Photo: Avalanche researcher Pascal Hagaeli is also an avid backcountry skier. Photo by Alec van Herwijnen.

The main focus of the research is a project that will track ski guides with several heli- and cat-skiing outfits in B.C., including CMH Revelstoke and Selkirk Tangiers Heliskiing. Guides with those companies are being equipped with GPS devices so researchers can see what runs they opened that day and what they actually skied. That information can be then be related to the avalanche conditions for that day.

"The operators have well established procedures how they assess conditions and how they document their process," said Haegeli. "That provides a nice environment for doing this research."

He hopes to eventually expand the program to recreationalists and other backcountry operations. "That would allow us to see what are the differences, where are the strengths and weaknesses of people, so we can start to look at developing tools that target existing users," he said.

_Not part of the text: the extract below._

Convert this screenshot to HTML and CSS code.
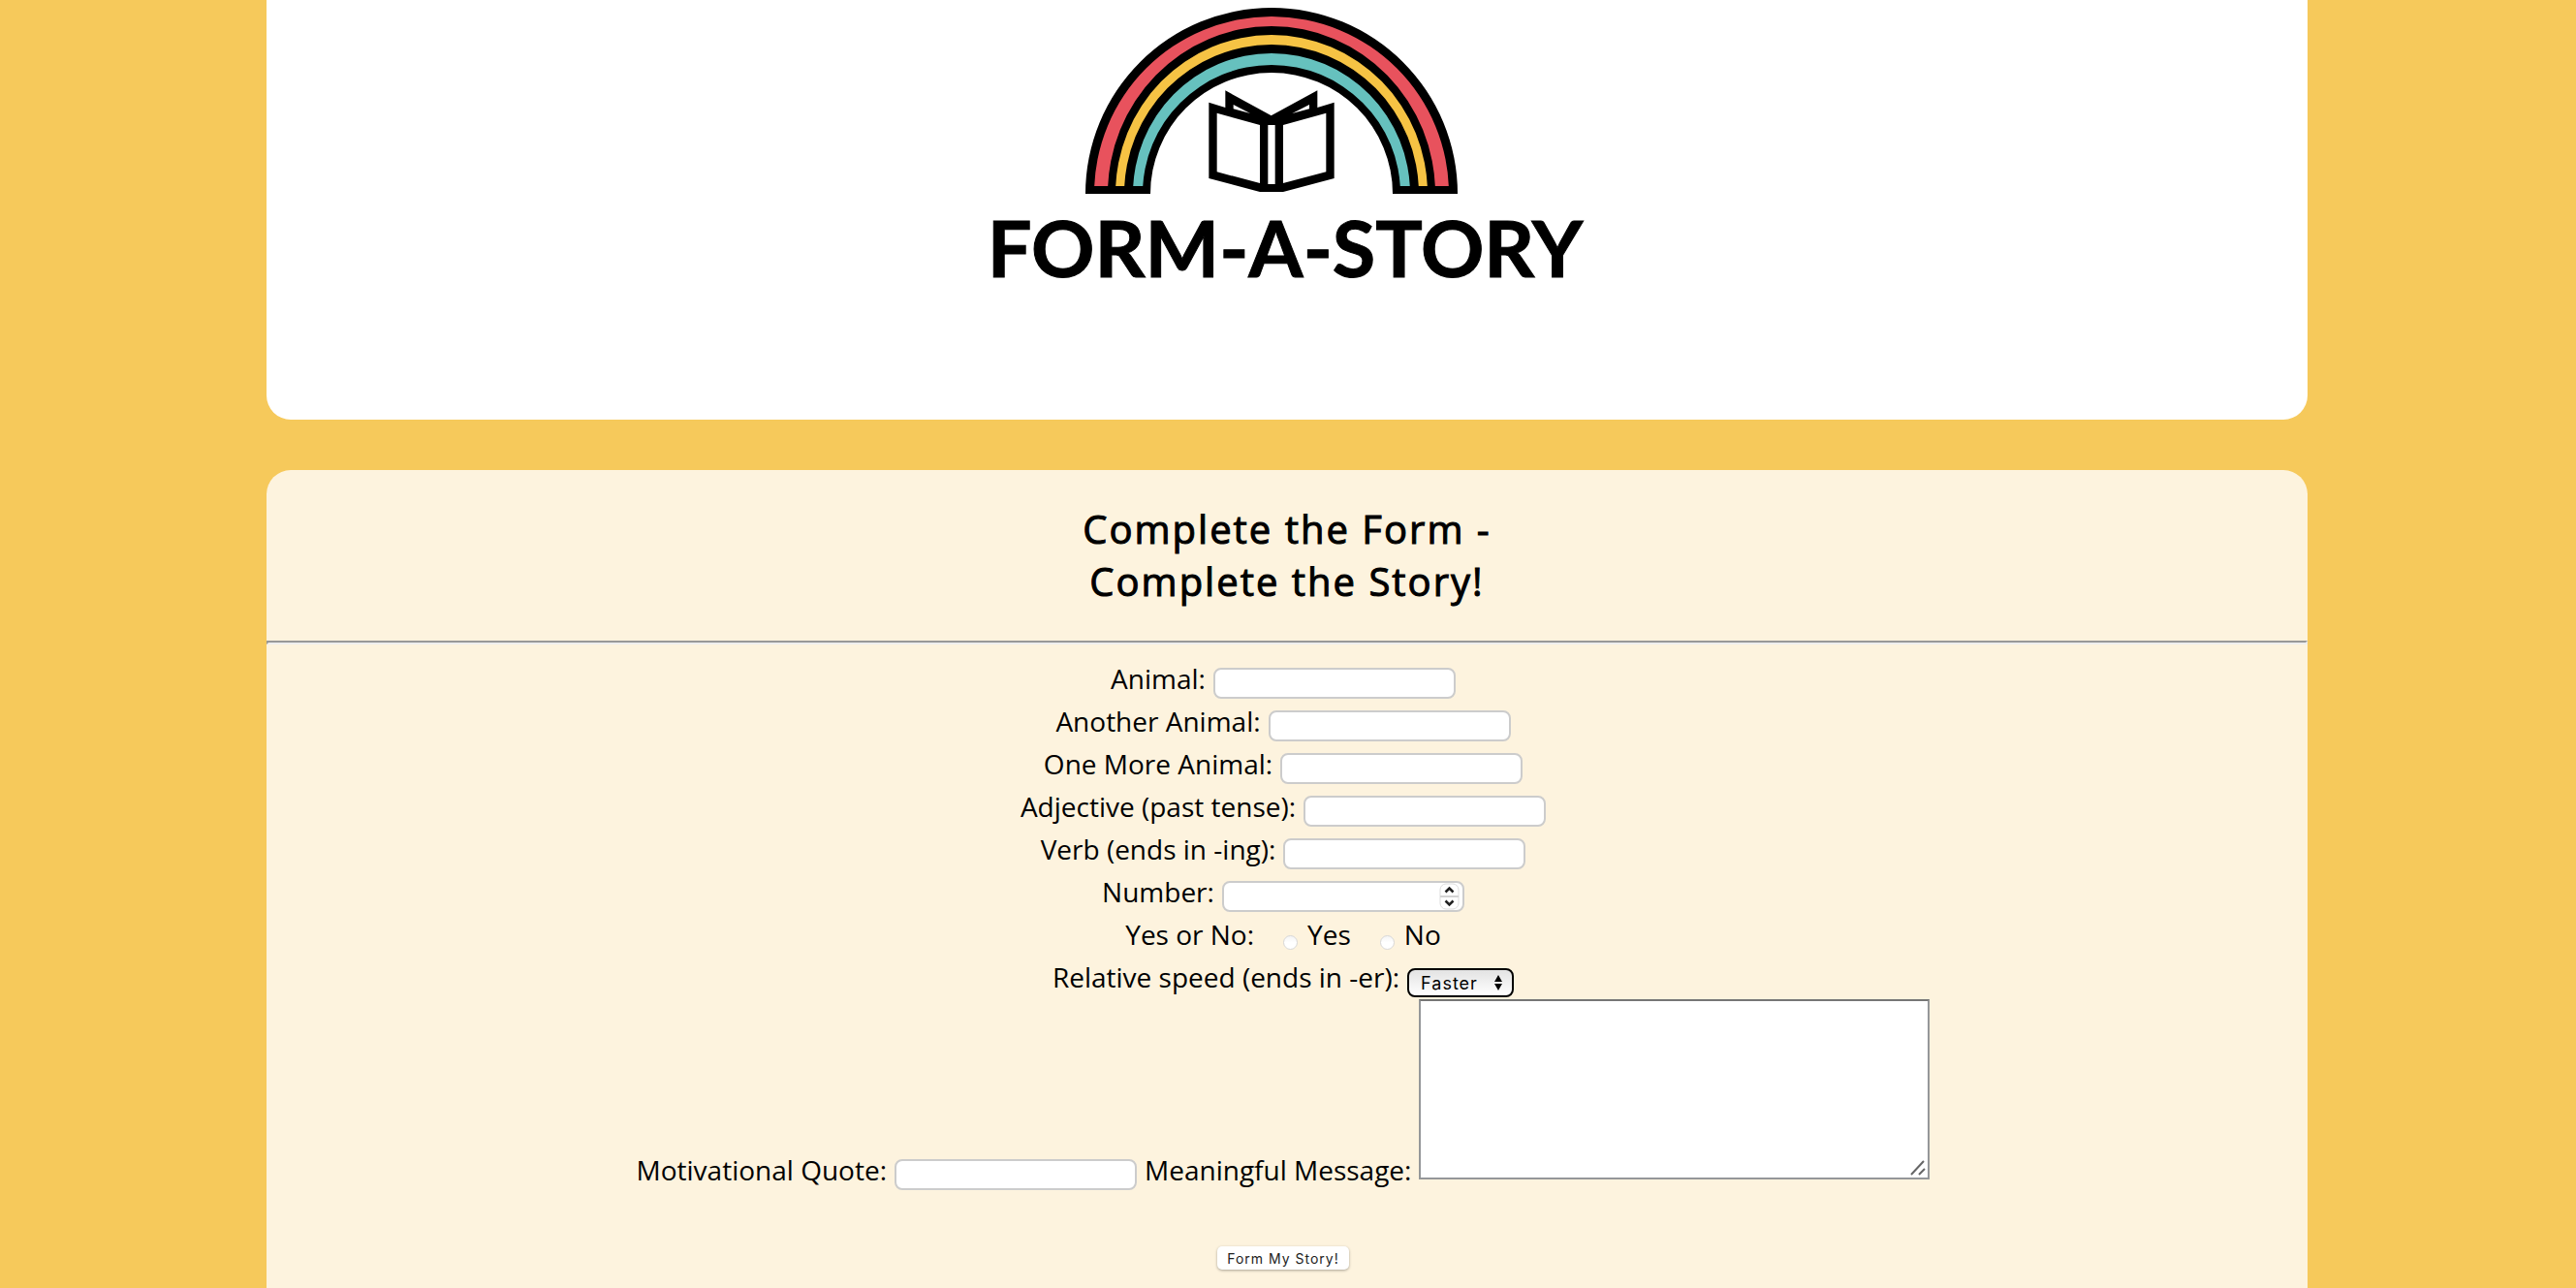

Klassen, who is one of the guides carrying a GPS this winter, said the research is an extension of the work that went into the Avaluator. In that case, guides were surveyed to see what kind of terrain choices were made depending on conditions. The research at SFU will take that to next level.

"What it's doing is it's creating an expert database that will help inform when it is reasonable to be in what kind of terrain," he said. "There's certainly days where it's perfectly reasonable to go into very steep, very aggressive terrain. It's just a matter of deciding when that time is."

Haegeli is working with with one Masters student, one PhD student, and one post-doctoral student who is also a ski guide. They will be publishing research over the course of the next five years and are also working to turn the research into practical products.

Haegeli hopes the research will eventually lead to detailed terrain guides for backcountry users. He spoke of the Avalanche Terrain Exposure Scale, which currently divides terrain into simple, challenging and complex areas, and said he hopes that could be extended to develop maps that are condition dependent. Those maps could be accessed by the user when they head out.

"If we have a persistent slab that we know is in certain areas, maybe we can come up with maps that would take that into account," he said. "How exactly those products will look like is unclear at the moment. It depends on the results that we get."

Klassen said the tracking could lead to a baseline that could be used by recreationalists. They could get an idea of what a professional would ski that day, then make their own terrain choice based on their own risk tolerance.

"In a perfect world you'd be able to look at your device and see what a professional would do in these kind of conditions today in this kind of terrain," he said. "Would they go here or not? That would help you decide if you'd be willing to accept the risk presented on that day or not."